Requirement: Can you pull out each line of the data below that includes the word "React"?

Source excerpt:
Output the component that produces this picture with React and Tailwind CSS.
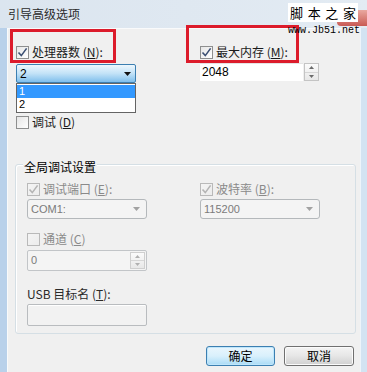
import React from "react";

const font = "font-['Noto_Sans_CJK_SC',_'Liberation_Sans',_sans-serif]";

function Check({ checked, disabled }) {
  const box = disabled ? "border-[#b9b9b9] from-[#f4f4f4] to-[#ececec]" : "border-[#8e8f8f] from-[#e6e6e6] to-[#ffffff]";
  const mark = disabled ? "#b4b4b4" : "#3b4f72";
  return (
    <span className={`w-[13px] h-[13px] shrink-0 border bg-gradient-to-br ${box} flex items-center justify-center`}>
      {checked && (
        <svg width="11" height="11" viewBox="0 0 11 11">
          <path d="M1.5 5.5 L4.3 8.6 L9.6 1.4" fill="none" stroke={mark} strokeWidth="1.6" />
        </svg>
      )}
    </span>
  );
}

function CheckRow({ checked, disabled, children }) {
  return (
    <div className={`flex items-center gap-[3px] h-[14px] text-[12px] leading-[14px] ${disabled ? "text-[#8a8a8a]" : "text-[#1a1a1a]"}`}>
      <Check checked={checked} disabled={disabled} />
      <span>{children}</span>
    </div>
  );
}

function Arrow({ color }) {
  return (
    <svg width="7" height="4" viewBox="0 0 7 4">
      <path d="M0 0 H7 L3.5 4 Z" fill={color} />
    </svg>
  );
}

function SpinButtons({ disabled }) {
  const c = disabled ? "#b0b0b0" : "#6b6b6b";
  return (
    <div className={`w-[15px] flex flex-col border ${disabled ? "border-[#cfcfcf]" : "border-[#c4c4c4]"} bg-gradient-to-b from-[#fbfbfb] to-[#e8e8e8]`}>
      <div className="flex-1 flex items-center justify-center border-b border-[#d6d6d6]">
        <svg width="5" height="3" viewBox="0 0 5 3"><path d="M0 3 H5 L2.5 0 Z" fill={c} /></svg>
      </div>
      <div className="flex-1 flex items-center justify-center">
        <svg width="5" height="3" viewBox="0 0 5 3"><path d="M0 0 H5 L2.5 3 Z" fill={c} /></svg>
      </div>
    </div>
  );
}

function DisabledSelect({ value, width }) {
  return (
    <div className={`${width} h-[20px] border border-[#b4b8bb] rounded-[3px] bg-[#f4f4f4] flex items-center justify-between pl-[3px] pr-[6px] text-[11px] text-[#7b7b7b] font-['Liberation_Sans',_sans-serif]`}>
      <span>{value}</span>
      <Arrow color="#a2a2a2" />
    </div>
  );
}

export default function App() {
  return (
    <div className={`w-[367px] h-[372px] overflow-hidden relative flex flex-col bg-[#dfe8f1] ${font}`}>
      {/* 标题栏 */}
      <div className="h-[28px] shrink-0 pl-[8px] pt-[7px] text-[12px] leading-[14px] text-[#2b2b2b] bg-gradient-to-r from-[#dbe5ef] to-[#e3ebf3]">
        引导高级选项
      </div>

      <div className="flex-1 flex">
        <div className="w-[7px] bg-[#b9d1ea]" />
        <div className="flex-1 bg-[#f0f0f0] border-l border-t border-[#f9fafb] pl-[8px] pt-[16px]">
          {/* 第一行 */}
          <div className="flex">
            <div className="w-[184px] relative">
              <CheckRow checked>处理器数 (<span className="underline">N</span>):</CheckRow>
              <div className="relative w-[120px] mt-[5px]">
                <div className="h-[19px] border border-[#3c7fb1] rounded-[2px] bg-gradient-to-b from-[#eef7fd] via-[#c2e2f7] to-[#7fbfec] flex items-center justify-between pl-[3px] pr-[4px] text-[12px] text-black font-['Liberation_Sans',_sans-serif]">
                  <span>2</span>
                  <Arrow color="#111" />
                </div>
                {/* 下拉列表 */}
                <div className="absolute top-full left-0 w-[120px] border border-[#646464] bg-white text-[11px] leading-[13px] font-['Liberation_Sans',_sans-serif] z-10">
                  <div className="h-[13px] bg-[#3399ff] text-white pl-[2px] mt-[1px]">1</div>
                  <div className="h-[13px] text-black pl-[2px] mb-[1px]">2</div>
                </div>
              </div>
            </div>
            <div>
              <CheckRow checked>最大内存 (<span className="underline">M</span>):</CheckRow>
              <div className="flex mt-[4px] h-[18px] gap-[1px]">
                <div className="w-[103px] bg-white border-t border-[#e4e4e4] pl-[2px] text-[12px] leading-[16px] text-black font-['Liberation_Sans',_sans-serif]">2048</div>
                <SpinButtons />
              </div>
            </div>
          </div>

          <div className="mt-[32px]">
            <CheckRow>调试 (<span className="underline">D</span>)</CheckRow>
          </div>

          {/* 全局调试设置 */}
          <div className="mt-[35px] -ml-[1px] w-[341px] border border-[#d5dfe5] rounded-[3px] shadow-[inset_1px_1px_0_#ffffff] pl-[11px] pb-[7px]">
            <div className="-mt-[5px] -ml-[4px] w-fit px-[1px] bg-[#f0f0f0] text-[12px] leading-[14px] text-black">全局调试设置</div>
            <div className="flex mt-[8px]">
              <div className="w-[173px]">
                <CheckRow checked disabled>调试端口 (<span className="underline">E</span>):</CheckRow>
                <div className="mt-[3px]">
                  <DisabledSelect value="COM1:" width="w-[120px]" />
                </div>
                <div className="mt-[13px]">
                  <CheckRow disabled>通道 (<span className="underline">C</span>)</CheckRow>
                </div>
                <div className="mt-[4px] w-[120px] h-[21px] border border-[#c2c5c8] rounded-[2px] bg-[#f4f4f4] flex justify-between p-[1px]">
                  <span className="pl-[2px] text-[11px] leading-[17px] text-[#7b7b7b] font-['Liberation_Sans',_sans-serif]">0</span>
                  <SpinButtons disabled />
                </div>
                <div className="mt-[16px] text-[12px] leading-[14px] text-[#2a2a2a]">USB 目标名 (<span className="underline">T</span>):</div>
                <div className="mt-[3px] w-[120px] h-[22px] border border-[#b9bcbf] rounded-[2px] bg-[#f2f2f2] shadow-[inset_0_1px_0_#ffffff]" />
              </div>
              <div>
                <CheckRow checked disabled>波特率 (<span className="underline">B</span>):</CheckRow>
                <div className="mt-[3px]">
                  <DisabledSelect value="115200" width="w-[120px]" />
                </div>
              </div>
            </div>
          </div>

          {/* 按钮 */}
          <div className="flex justify-end gap-[9px] pr-[6px] mt-[12px]">
            <button className="w-[69px] h-[20px] border border-[#3c7fb1] rounded-[3px] bg-gradient-to-b from-[#eaf6fd] via-[#d9f0fc] to-[#a9dbf6] text-[12px] leading-[18px] text-black shadow-[inset_0_0_0_1px_#bfe6fb]">
              确定
            </button>
            <button className="w-[70px] h-[20px] border border-[#707070] rounded-[3px] bg-gradient-to-b from-[#f4f4f4] via-[#e6e6e6] to-[#d0d0d0] text-[12px] leading-[18px] text-black shadow-[inset_0_0_0_1px_#fbfbfb]">
              取消
            </button>
          </div>
        </div>
        <div className="w-[7px] bg-[#d3e3f2] border-l border-[#eef4fa]" />
      </div>

      {/* 红色标注框 */}
      <div className="absolute left-[10px] top-[29px] w-[106px] h-[34px] border-[3px] border-[#dc1b2b]" />
      <div className="absolute left-[186px] top-[25px] w-[113px] h-[38px] border-[3px] border-[#dc1b2b]" />

      {/* 水印 */}
      <div className="absolute right-0 top-[10px] w-[30px] h-[16px] rounded-bl-[4px] bg-gradient-to-b from-[#e9a8a0] to-[#c85a54]" />
      <div className="absolute left-[288px] top-[3px] w-[70px] h-[19px] bg-white flex items-center justify-between px-[2px] text-[13px] leading-[16px] text-black font-['Noto_Sans_CJK_SC',_serif]">
        <span>脚</span>
        <span>本</span>
        <span>之</span>
        <span>家</span>
      </div>
      <div className="absolute left-[288px] top-[25px] text-[10px] leading-[12px] text-black font-['Liberation_Mono',_monospace]">
        www.Jb51.net
      </div>
    </div>
  );
}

Result of this task:
Output the component that produces this picture with React and Tailwind CSS.
import React from "react";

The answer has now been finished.